◆ THE DATA:
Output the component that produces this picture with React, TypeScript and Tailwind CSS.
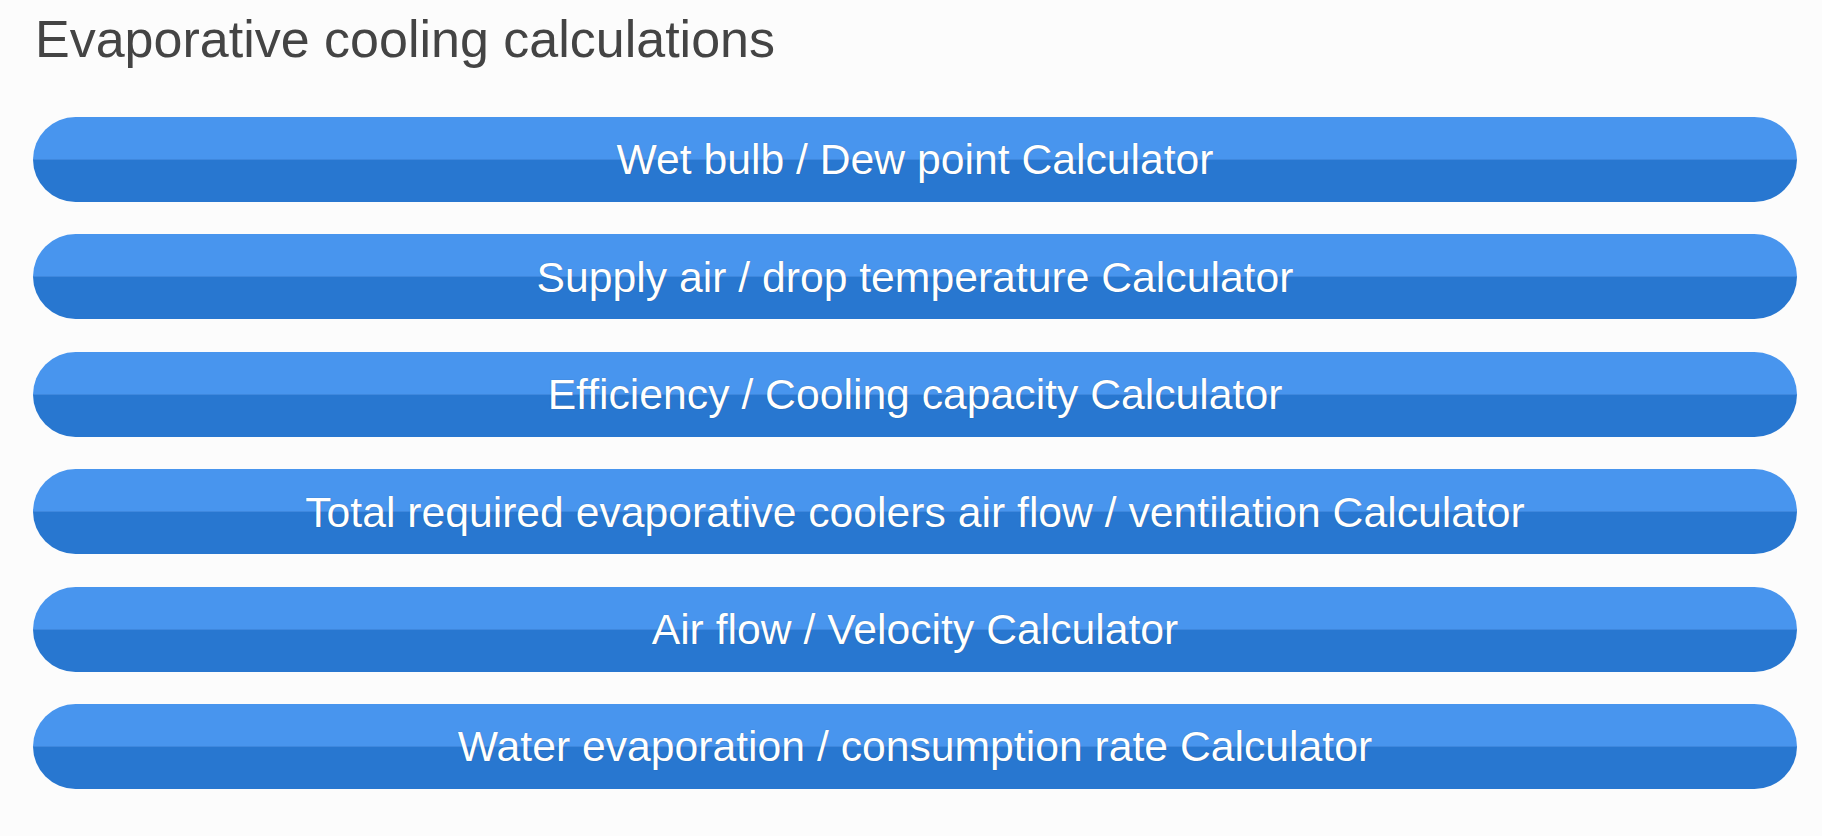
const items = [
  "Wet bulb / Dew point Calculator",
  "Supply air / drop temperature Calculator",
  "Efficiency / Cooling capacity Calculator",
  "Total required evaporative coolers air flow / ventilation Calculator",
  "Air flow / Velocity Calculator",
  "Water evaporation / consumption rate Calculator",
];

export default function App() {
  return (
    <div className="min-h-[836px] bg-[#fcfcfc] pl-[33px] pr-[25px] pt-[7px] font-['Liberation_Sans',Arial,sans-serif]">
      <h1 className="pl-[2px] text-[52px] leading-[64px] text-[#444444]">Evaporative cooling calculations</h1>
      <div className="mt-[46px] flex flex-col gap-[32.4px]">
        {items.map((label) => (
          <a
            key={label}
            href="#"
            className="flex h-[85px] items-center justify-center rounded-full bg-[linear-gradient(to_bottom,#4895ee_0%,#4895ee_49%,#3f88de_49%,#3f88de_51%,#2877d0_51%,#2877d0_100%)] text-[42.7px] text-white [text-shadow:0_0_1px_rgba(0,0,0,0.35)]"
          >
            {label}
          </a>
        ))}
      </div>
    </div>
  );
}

--

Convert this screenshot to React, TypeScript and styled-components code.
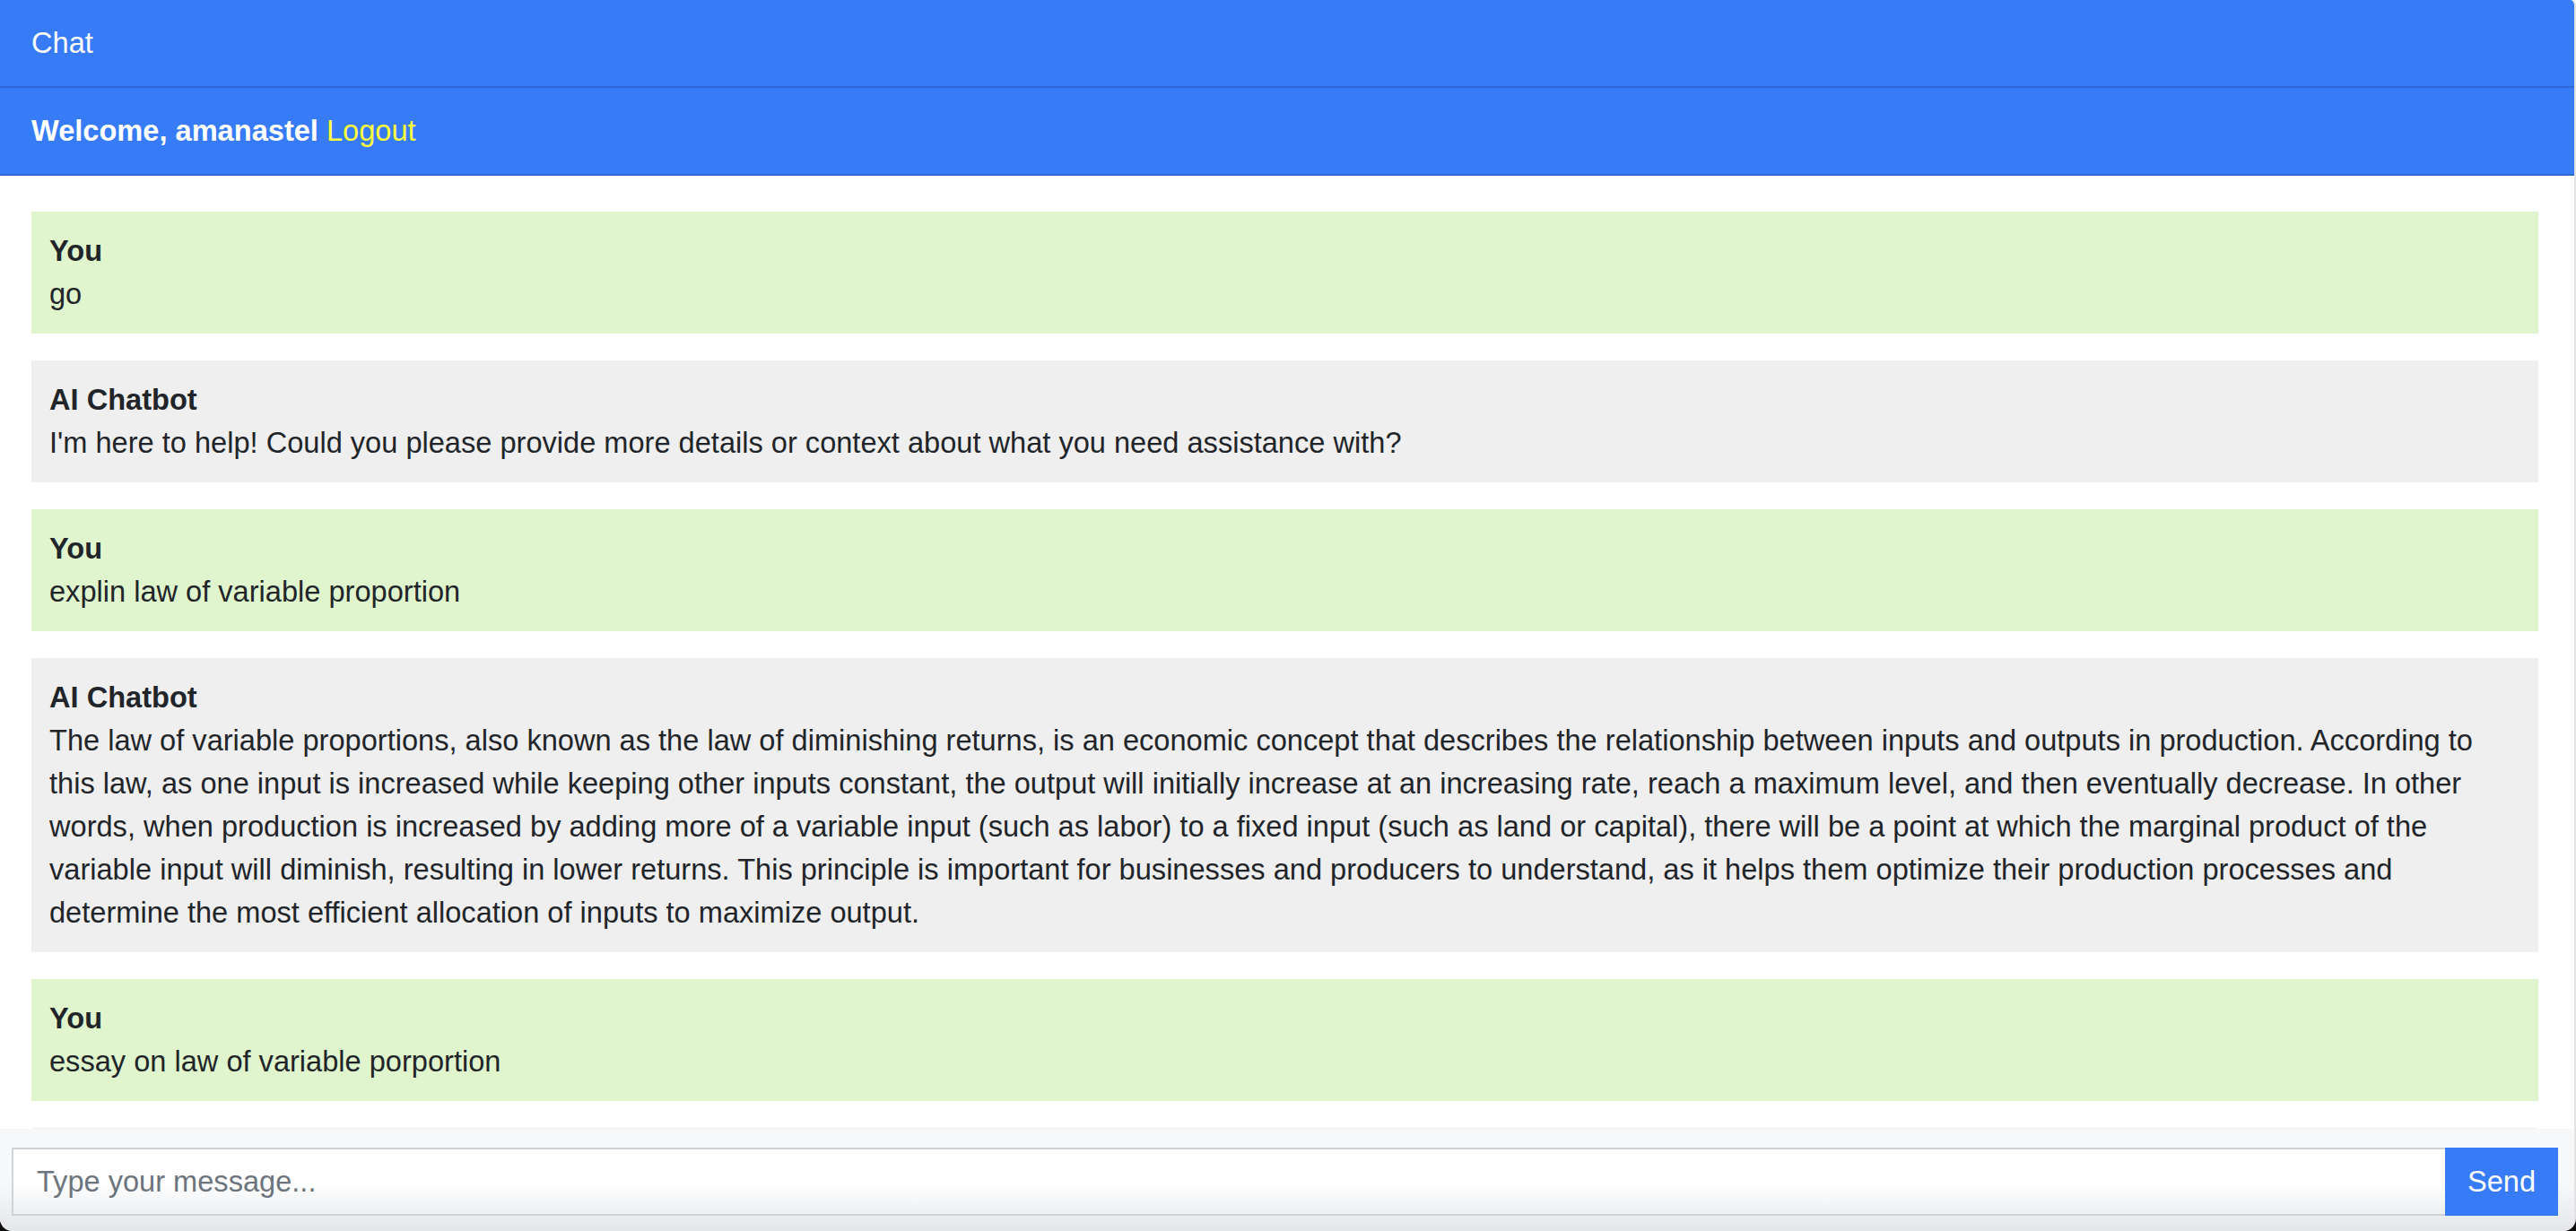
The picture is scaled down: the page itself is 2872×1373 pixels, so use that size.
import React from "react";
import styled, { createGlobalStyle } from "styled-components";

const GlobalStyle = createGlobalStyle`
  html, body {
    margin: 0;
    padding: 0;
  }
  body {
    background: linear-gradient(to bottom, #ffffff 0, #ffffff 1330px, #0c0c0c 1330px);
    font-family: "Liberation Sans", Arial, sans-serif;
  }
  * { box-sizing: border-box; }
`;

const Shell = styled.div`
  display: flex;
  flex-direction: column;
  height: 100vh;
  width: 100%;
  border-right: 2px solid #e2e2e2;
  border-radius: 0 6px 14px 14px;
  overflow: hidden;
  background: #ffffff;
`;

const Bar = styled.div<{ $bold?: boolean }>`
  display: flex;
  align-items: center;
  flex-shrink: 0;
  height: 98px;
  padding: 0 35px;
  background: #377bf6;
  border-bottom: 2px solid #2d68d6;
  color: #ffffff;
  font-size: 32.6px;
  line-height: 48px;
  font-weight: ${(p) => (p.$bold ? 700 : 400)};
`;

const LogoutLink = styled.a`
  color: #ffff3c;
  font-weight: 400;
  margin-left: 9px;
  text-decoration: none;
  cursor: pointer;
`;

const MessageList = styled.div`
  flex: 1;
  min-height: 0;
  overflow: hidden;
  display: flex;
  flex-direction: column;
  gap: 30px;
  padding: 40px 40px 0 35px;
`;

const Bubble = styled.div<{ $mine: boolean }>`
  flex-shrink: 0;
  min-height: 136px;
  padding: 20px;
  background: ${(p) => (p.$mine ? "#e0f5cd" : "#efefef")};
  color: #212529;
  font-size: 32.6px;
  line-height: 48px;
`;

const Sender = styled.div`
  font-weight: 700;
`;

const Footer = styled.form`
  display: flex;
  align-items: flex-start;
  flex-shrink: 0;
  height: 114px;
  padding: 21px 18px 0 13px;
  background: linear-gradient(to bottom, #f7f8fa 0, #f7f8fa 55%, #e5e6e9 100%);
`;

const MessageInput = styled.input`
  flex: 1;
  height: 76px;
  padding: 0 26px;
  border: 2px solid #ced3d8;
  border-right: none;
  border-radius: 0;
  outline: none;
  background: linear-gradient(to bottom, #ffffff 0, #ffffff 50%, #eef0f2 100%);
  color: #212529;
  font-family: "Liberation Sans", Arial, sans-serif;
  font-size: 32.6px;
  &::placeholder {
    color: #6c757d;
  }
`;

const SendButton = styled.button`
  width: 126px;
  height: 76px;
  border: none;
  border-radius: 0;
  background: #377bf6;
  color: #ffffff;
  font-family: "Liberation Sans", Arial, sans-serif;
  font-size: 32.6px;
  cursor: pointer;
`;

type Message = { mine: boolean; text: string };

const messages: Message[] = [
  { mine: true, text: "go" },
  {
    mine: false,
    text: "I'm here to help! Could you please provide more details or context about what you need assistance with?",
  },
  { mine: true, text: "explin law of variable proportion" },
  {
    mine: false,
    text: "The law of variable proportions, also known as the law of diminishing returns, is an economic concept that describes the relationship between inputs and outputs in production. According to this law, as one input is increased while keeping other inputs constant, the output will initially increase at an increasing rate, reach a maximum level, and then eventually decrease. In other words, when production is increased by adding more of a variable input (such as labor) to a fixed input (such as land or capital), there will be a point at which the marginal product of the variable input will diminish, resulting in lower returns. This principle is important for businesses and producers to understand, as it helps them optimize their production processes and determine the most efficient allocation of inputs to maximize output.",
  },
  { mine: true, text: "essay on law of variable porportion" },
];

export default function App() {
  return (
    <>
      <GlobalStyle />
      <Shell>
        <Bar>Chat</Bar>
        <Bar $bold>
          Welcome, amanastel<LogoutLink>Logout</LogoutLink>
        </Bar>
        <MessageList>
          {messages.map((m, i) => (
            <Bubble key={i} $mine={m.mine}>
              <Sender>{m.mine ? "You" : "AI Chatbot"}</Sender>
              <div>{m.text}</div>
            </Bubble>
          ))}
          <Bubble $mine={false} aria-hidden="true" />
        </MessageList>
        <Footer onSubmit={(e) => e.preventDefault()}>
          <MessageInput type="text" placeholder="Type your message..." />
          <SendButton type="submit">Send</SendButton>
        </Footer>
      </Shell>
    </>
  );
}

--

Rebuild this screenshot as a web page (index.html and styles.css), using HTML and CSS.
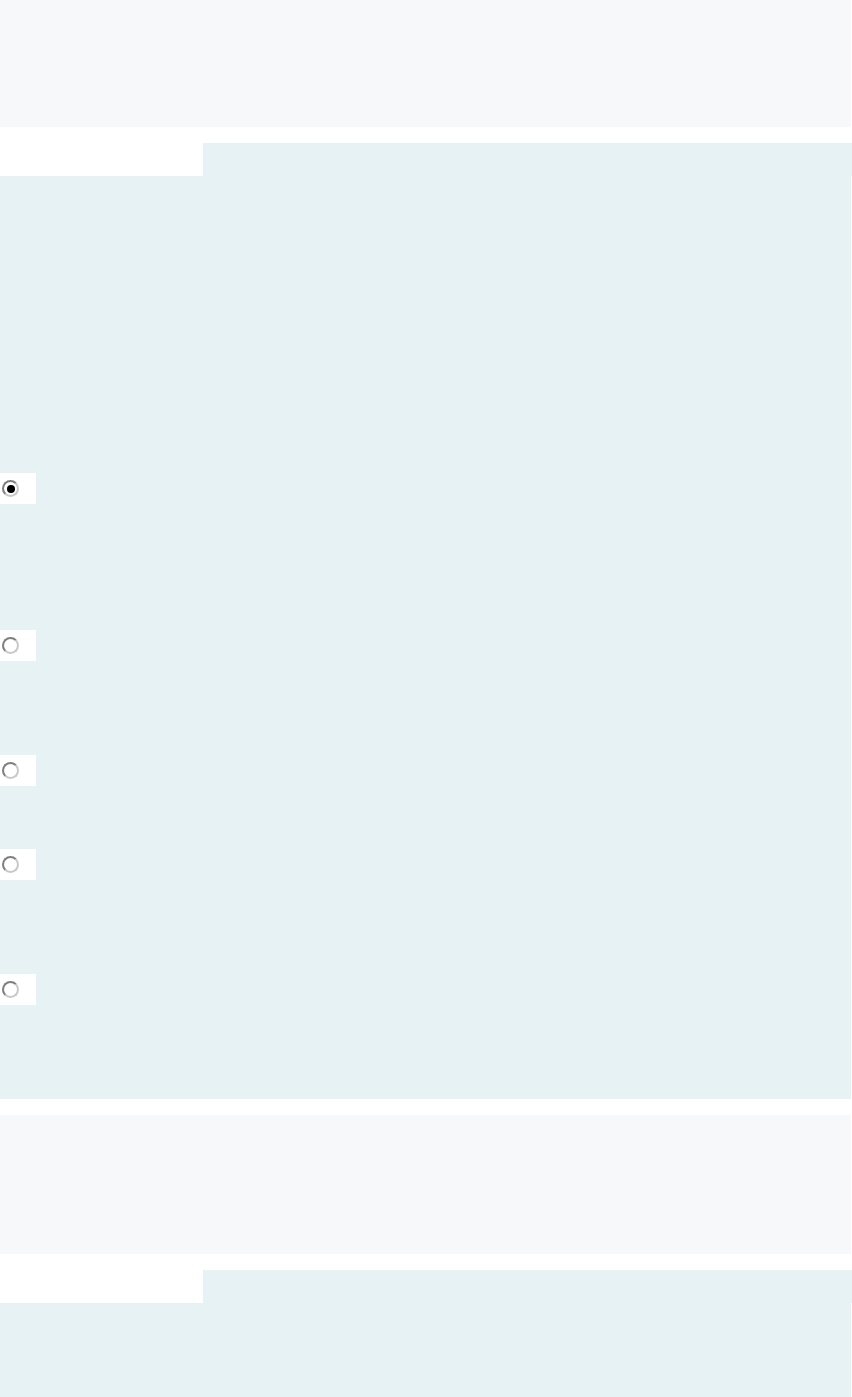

◆ PROBLEM TO SOLVE: In the listing, find each line with the string "picture" and copy it.

◆ TASK SOLUTION:
Output the component that produces this picture with React, TypeScript and Tailwind CSS.
The picture is scaled down: the page itself is 2872×1373 pixels, so use that size.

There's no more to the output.